CREATE TABLE Global_Audit_Log (
    AuditID INT PRIMARY KEY IDENTITY(1,1),
    TableName VARCHAR(100) NOT NULL,
    RecordID VARCHAR(255) NOT NULL, -- Can be INT, GUID, etc., stored as string for generality
    AuditAction VARCHAR(10) NOT NULL, -- 'INSERT', 'UPDATE', 'DELETE'
    ChangedData NVARCHAR(MAX), -- JSON or XML of changed fields/full row
    AuditTimestamp DATETIME DEFAULT GETDATE(),
    AuditUser VARCHAR(100)
);

-- Example of an application logging an update:
INSERT INTO Global_Audit_Log (TableName, RecordID, AuditAction, ChangedData, AuditUser)
VALUES (
    'Products',
    '123',
    'UPDATE',
    '{"ProductName": {"old": "Old Gadget", "new": "New Gadget"}, "Price": {"old": 19.99, "new": 24.99}}',
    'APIUser'
);

SQL Schema Example for Generic Audit Log

Key Considerations for Audit Table Design

Regardless of the pattern chosen, several factors are critical for a successful audit implementation:

  1. Who made the change? Always capture the user or system responsible.
  2. When was the change made? A precise timestamp is essential.
  3. What was the action? (Insert, Update, Delete).
  4. What was changed? (The data itself).
  5. Performance Impact: Auditing adds overhead. Test thoroughly.
  6. Storage Management: Audit tables can grow very large. Implement retention policies and archiving strategies.
  7. Security: Audit data itself is sensitive and should be protected.
  8. Implementation Method: Triggers (database-level) vs. Application-level logging. Triggers are robust but can be harder to manage. Application logging offers more flexibility but relies on consistent code execution.

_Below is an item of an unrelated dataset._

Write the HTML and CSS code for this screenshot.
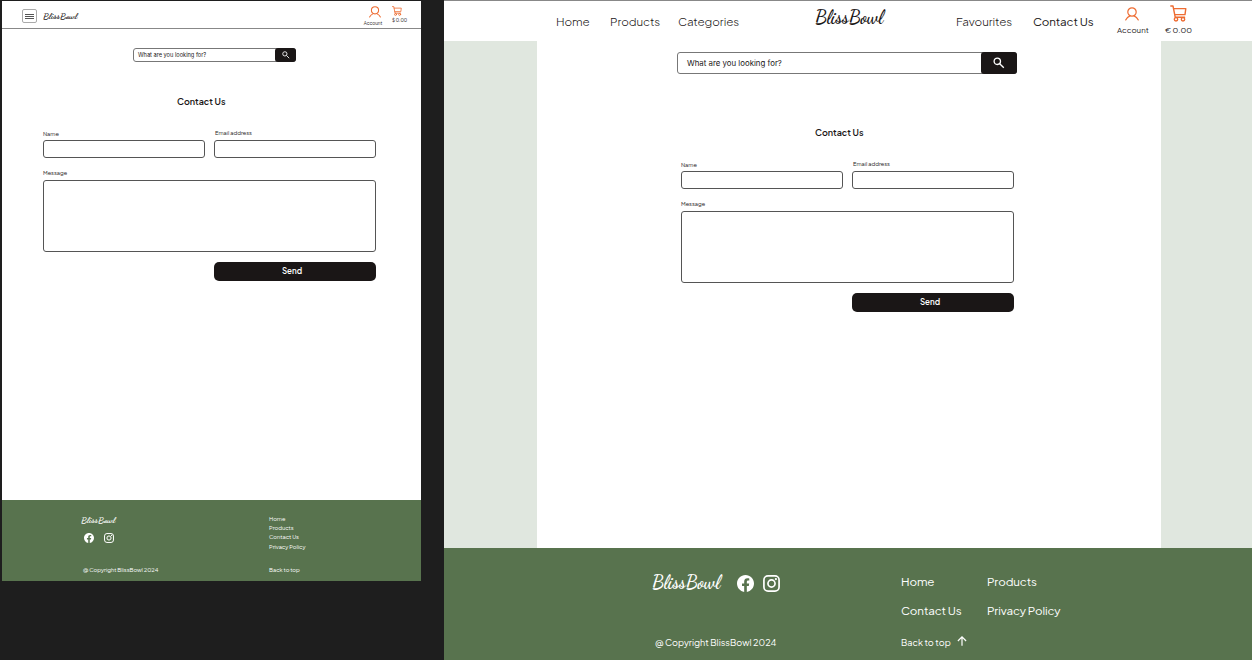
FILE: index.html
```html
<!DOCTYPE html>
<html lang="en">
<head>
<meta charset="utf-8">
<title>BlissBowl – Contact Us</title>
<link rel="stylesheet" href="styles.css">
</head>
<body>
<svg class="sprite" aria-hidden="true">
  <symbol id="user" viewBox="0 0 14 14"><g fill="none" stroke="#ee6c32" stroke-width="1.2" stroke-linecap="round"><circle cx="7" cy="5" r="4.2"/><path d="M.7 12.9C1.7 10.9 3.2 9.6 5 8.9M13.3 12.9C12.3 10.9 10.8 9.6 9 8.9"/></g></symbol>
  <symbol id="cart" viewBox="0 0 17 17"><g fill="none" stroke="#ee6c32" stroke-width="1.4" stroke-linecap="round" stroke-linejoin="round"><path d="M.8 1H3L5.2 12.2H14.6M3.6 3.6H15.8L15 9.6H4.8"/><circle cx="6" cy="14.3" r="1.7"/><circle cx="13" cy="14.3" r="1.7"/></g></symbol>
  <symbol id="search" viewBox="0 0 12 12"><g fill="none" stroke="#fff" stroke-width="1.3"><circle cx="4.3" cy="4.3" r="3.2"/><path d="M6.7 6.7L10.8 10.8"/></g></symbol>
  <symbol id="facebook" viewBox="0 0 24 24"><path fill="#fff" d="M24 12.07C24 5.4 18.63 0 12 0S0 5.4 0 12.07C0 18.1 4.39 23.1 10.13 24v-8.44H7.08v-3.49h3.05V9.41c0-3.02 1.79-4.69 4.53-4.69 1.31 0 2.68.24 2.68.24v2.97h-1.51c-1.49 0-1.96.93-1.96 1.89v2.25h3.33l-.53 3.49h-2.8V24C19.61 23.1 24 18.1 24 12.07z"/></symbol>
  <symbol id="instagram" viewBox="0 0 24 24"><g fill="none" stroke="#fff" stroke-width="2.4"><rect x="1.3" y="1.3" width="21.4" height="21.4" rx="5.8"/><circle cx="12" cy="12" r="5"/></g><circle cx="18.2" cy="5.8" r="1.6" fill="#fff"/></symbol>
  <symbol id="up" viewBox="0 0 10 10"><path d="M5 9.8V1M.9 5L5 .9 9.1 5" fill="none" stroke="#fff" stroke-width="1.2"/></symbol>
</svg>
<div class="board">
  <section class="tablet">
    <header class="tablet-header">
      <button class="menu" aria-label="Menu"><i></i><i></i><i></i></button>
      <span class="logo logo-small">BlissBowl</span>
      <a class="tablet-account"><svg><use href="#user"/></svg><span>Account</span></a>
      <a class="tablet-cart"><svg><use href="#cart"/></svg><span>$ 0.00</span></a>
    </header>
    <main class="tablet-main">
      <div class="search search-small"><span>What are you looking for?</span><button aria-label="Search"><svg><use href="#search"/></svg></button></div>
      <form class="contact">
        <h1>Contact Us</h1>
        <label class="name">Name</label><label class="email">Email address</label>
        <div class="field"></div><div class="field"></div>
        <label class="message">Message</label>
        <div class="field area"></div>
        <button type="button" class="send">Send</button>
      </form>
    </main>
    <footer class="tablet-footer">
      <div class="brand">
        <span class="logo logo-small">BlissBowl</span>
        <div class="social"><svg><use href="#facebook"/></svg><svg><use href="#instagram"/></svg></div>
        <span class="copyright">@ Copyright BlissBowl 2024</span>
      </div>
      <nav><a>Home</a><a>Products</a><a>Contact Us</a><a>Privacy Policy</a><a class="top">Back to top</a></nav>
    </footer>
  </section>
  <section class="desktop">
    <header class="desktop-header">
      <a class="light">Home</a><a class="light">Products</a><a class="light">Categories</a>
      <span class="logo">BlissBowl</span>
      <a class="light">Favourites</a><a>Contact Us</a>
      <a class="account"><svg><use href="#user"/></svg><span>Account</span></a>
      <a class="cart"><svg><use href="#cart"/></svg><span>€ 0.00</span></a>
    </header>
    <main class="desktop-main">
      <div class="page">
        <div class="search"><span>What are you looking for?</span><button aria-label="Search"><svg><use href="#search"/></svg></button></div>
        <form class="contact">
          <h1>Contact Us</h1>
          <label class="name">Name</label><label class="email">Email address</label>
          <div class="field"></div><div class="field"></div>
          <label class="message">Message</label>
          <div class="field area"></div>
          <button type="button" class="send">Send</button>
        </form>
      </div>
    </main>
    <footer class="desktop-footer">
      <div class="brand">
        <div class="brand-row"><span class="logo">BlissBowl</span><svg><use href="#facebook"/></svg><svg><use href="#instagram"/></svg></div>
        <span class="copyright">@ Copyright BlissBowl 2024</span>
      </div>
      <nav><a>Home</a><a>Products</a><a>Contact Us</a><a>Privacy Policy</a><a class="top"><span>Back to top</span><svg><use href="#up"/></svg></a></nav>
    </footer>
  </section>
</div>
</body>
</html>
```
FILE: styles.css
```css
* { box-sizing: border-box; }
body { margin: 0; background: #1e1e1e; color: #1a1616; font-family: "Plus Jakarta Sans", Inter, sans-serif; overflow: hidden; }
button { border: 0; padding: 0; font-family: inherit; }
svg { display: block; flex: none; }
a, span, label { white-space: nowrap; }
.sprite { position: absolute; width: 0; height: 0; }
.board { display: flex; gap: 23px; width: 1252px; height: 660px; padding-left: 2px; }
.logo { font: 700 18.3px/24px "Dancing Script", "Liberation Serif", serif; }
.logo-small { font-size: 9.2px; line-height: 13px; }

/* tablet */
.tablet { width: 419px; height: 580px; margin-top: 1px; background: #fff; display: flex; flex-direction: column; }
.tablet-header { height: 28px; border-bottom: 1px solid #888; display: flex; align-items: flex-start; padding-left: 20px; }
.menu { width: 15px; height: 14px; margin-top: 8px; border: 1px solid #aaa; border-radius: 2px; background: #fff; display: flex; flex-direction: column; align-items: center; justify-content: center; gap: 1px; }
.menu i { width: 9px; height: 1px; background: #555; }
.tablet-header .logo { margin: 9px 0 0 6px; width: 321px; }
.tablet-account, .tablet-cart { display: flex; flex-direction: column; align-items: center; font-size: 4.6px; line-height: 7px; }
.tablet-account { width: 18px; margin-top: 5px; }
.tablet-account svg { width: 12px; height: 12px; margin-left: 4px; }
.tablet-account span { margin-top: 2px; }
.tablet-cart { width: 15px; margin: 5px 0 0 10px; align-items: flex-start; }
.tablet-cart svg { width: 10px; height: 10px; }
.tablet-cart span { margin-top: 1px; }
.tablet-main { flex: 1; padding: 19px 0 0 41px; }
.search { width: 340px; height: 22px; margin-left: -4px; border: 1px solid #777; border-radius: 3px; display: flex; justify-content: space-between; align-items: center; font: 7.85px/12px Inter, sans-serif; padding-left: 9px; }
.search button { width: 36px; height: 22px; margin-right: -1px; background: #1a1616; border-radius: 3px; display: grid; place-items: center; }
.search svg { width: 12px; height: 12px; }
.search-small { width: 163px; height: 14px; margin-left: 90px; padding-left: 4px; font-size: 5.65px; }
.search-small span { margin-top: -1px; }
.search-small button { width: 21px; height: 14px; }
.search-small svg { width: 8px; height: 8px; }
.contact { width: 333px; display: grid; grid-template-columns: 162px 162px; column-gap: 9px; grid-template-rows: 12px 22px 11px 18px 9px 13px 72px 10px 19px; }
.tablet .contact { margin-top: 33px; }
.contact h1 { grid-column: 1 / 3; grid-row: 1; margin: 0 0 0 134px; font-size: 9px; font-weight: 600; line-height: 13px; }
.contact label { grid-row: 3; font-size: 5.6px; line-height: 10px; }
.contact .email { margin: -1px 0 0 1px; }
.field { grid-row: 4; border: 1px solid #555; border-radius: 3px; }
.contact .message { grid-column: 1; grid-row: 6; margin-top: 1px; }
.area { grid-column: 1 / 3; grid-row: 7; }
.send { grid-column: 2; grid-row: 9; padding: 0 6px 1px 0; border-radius: 5px; background: #1a1616; color: #fff; font-size: 8px; font-weight: 600; }
.tablet-footer, .desktop-footer { background: #58734e; color: #fff; display: flex; }
.tablet-footer { height: 81px; padding: 14px 0 0 79px; font-size: 5.65px; }
.tablet-footer .brand { width: 188px; }
.tablet-footer .logo { display: block; }
.social { display: flex; gap: 10px; margin: 6px 0 0 3px; }
.social svg { width: 10px; height: 10px; }
.tablet-footer .copyright { display: block; margin: 22px 0 0 2px; line-height: 10px; }
.tablet-footer nav { display: grid; grid-template-rows: repeat(4, 9.2px) 15px; line-height: 10px; height: 52px; }
.tablet-footer .top { margin-top: 14px; }

/* desktop */
.desktop { width: 808px; height: 660px; display: flex; flex-direction: column; background: #e0e7df; }
.desktop-header { height: 41px; background: #fff; border-top: 1px solid #888; display: grid; grid-template-columns: 54px 68px 137px 141px 77px 84px 48px 30px; padding-left: 112px; font-size: 11.6px; letter-spacing: -.12px; line-height: 16px; }
.desktop-header > a { margin-top: 13px; }
.light { font-weight: 350; letter-spacing: -.08px; }
.desktop-header .logo { margin-top: 4px; letter-spacing: 0; }
.desktop-header .account, .desktop-header .cart { margin-top: 5px; display: flex; flex-direction: column; font-size: 7.9px; letter-spacing: 0; line-height: 11px; }
.account svg { width: 14px; height: 14px; margin: 1px 0 4px 8px; }
.cart svg { width: 17px; height: 17px; margin: -1px 0 3px 5px; }
.desktop-main { height: 507px; padding-left: 93px; }
.page { width: 624px; height: 507px; background: #fff; padding: 11px 0 0 144px; }
.page .search span { margin-top: -1px; }
.page .contact { margin-top: 52px; }
.desktop-footer { height: 112px; padding: 22px 0 0 208px; }
.desktop-footer .brand { width: 249px; }
.brand-row { display: flex; height: 24px; align-items: center; }
.brand-row .logo { width: 85px; }
.brand-row svg { width: 17px; height: 17px; margin: 3px 9px 0 0; }
.desktop-footer .copyright { display: block; margin: 42px 0 0 3px; font-size: 9.1px; line-height: 13px; }
.desktop-footer nav { display: grid; grid-template-columns: 86px 90px; grid-template-rows: 28.5px 32px 20px; font-size: 11.6px; letter-spacing: -.1px; line-height: 23px; }
.desktop-footer .top { grid-column: 1; display: flex; align-items: flex-start; gap: 6px; font-size: 9.1px; letter-spacing: 0; line-height: 24px; }
.desktop-footer .top svg { width: 10px; height: 10px; margin-top: 5px; }
```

A workflow diagram showing the process of data modification and auditing. Steps include: User Action, Application Logic, Database Transaction (with main table update), Audit Trigger/Application Audit Logic, and Audit Table Insert. Arrows show the flow from user action to the audit record.

Data Modification and Auditing Workflow

Choosing the best design for your changelog or auditing table involves a careful evaluation of your specific requirements, performance constraints, and maintenance capabilities. Often, a hybrid approach, combining elements of these patterns, might be the most suitable solution.